In the internal space (22), a space on one side partitioned outward in the axial direction by the first wall (24) constitutes an impeller chamber (28). In the internal space (22), the other space partitioned outward in the axial direction by the second wall (26) constitutes a thrust bearing chamber (30). In the internal space (22), an intermediate space partitioned inward in the axial direction by the first wall (24) and the second wall (26) constitutes a motor room (32).

Insertion holes (34, 36) are formed in the first wall (24) and the second wall (26), respectively. The shaft (62) of the electric motor (60) is inserted into both the insertion holes (34, 36). A gap (38) is provided between the inner peripheral surface of the insertion hole (34) of the first wall (24) and the shaft (62). This gap (38) constitutes a radial seal portion (40). The radial seal portion (40) seals between the first wall portion (24) and the shaft (62) in the axial direction.

In the casing (20), a diffuser (42) and a scroll flow path (44) are provided on the outer periphery of the impeller chamber (28). The diffuser (42) is formed in an annular shape between the impeller chamber (28) and the scroll passage (44). The diffuser (42) is defined by a pair of side surfaces facing each other in the axial direction of the casing (20). The diffuser (42) communicates the impeller chamber (28) and the scroll flow path (44). The scroll flow path (44) is formed in a spiral shape around the diffuser (42).

The casing (20) is provided with an inlet (46) and an outlet (48).
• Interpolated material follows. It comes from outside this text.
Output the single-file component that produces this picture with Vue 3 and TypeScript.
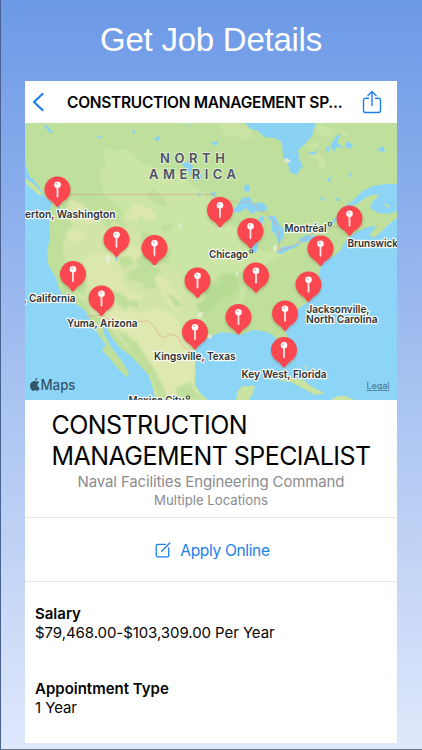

The suction port (46) opens at one end of the casing (20) on the impeller chamber (28) side in the axial direction. The suction port (46) communicates with the central portion of the impeller chamber (28). A suction pipe (50) is connected to the suction port (46). The discharge port (48) is formed at the outer end of the scroll flow path (44). The discharge port (48) communicates with the scroll flow path (44). A discharge pipe (52) is connected to the discharge port (48).

<Electric motor>
The electric motor (60) is a drive source for the impeller (90). The electric motor (60) is housed in the electric motor room (32). The electric motor (60) is, for example, a permanent magnet synchronous motor. The electric motor (60) includes a shaft (62), a rotor (64), and a stator (66). The electric motor (60) is provided in a posture in which the direction (axial direction) of the axis (X) of the shaft (62) is horizontal.

The shaft (62) is a rod-shaped member that drives the impeller (90). The shaft (62) extends in the internal space (22) in a direction along the centerline of the casing (20). The shaft (62) is inserted into insertion holes (34, 36) formed in the first wall (24) and the second wall (26). One end of the shaft (62) is located in the impeller chamber (28). The other end of the shaft (62) is located in the thrust bearing chamber (30).

The rotor (64) is formed into a generally cylindrical shape. The shaft (62) is inserted through the rotor (64). The rotor (64) is provided in the middle of the shaft (62). The rotor (64) is fixed to the shaft (62). The rotor (64) is arranged substantially coaxially with the shaft (62). The rotor (64) is provided with a plurality of permanent magnets. The rotor (64) rotates together with the shaft (62).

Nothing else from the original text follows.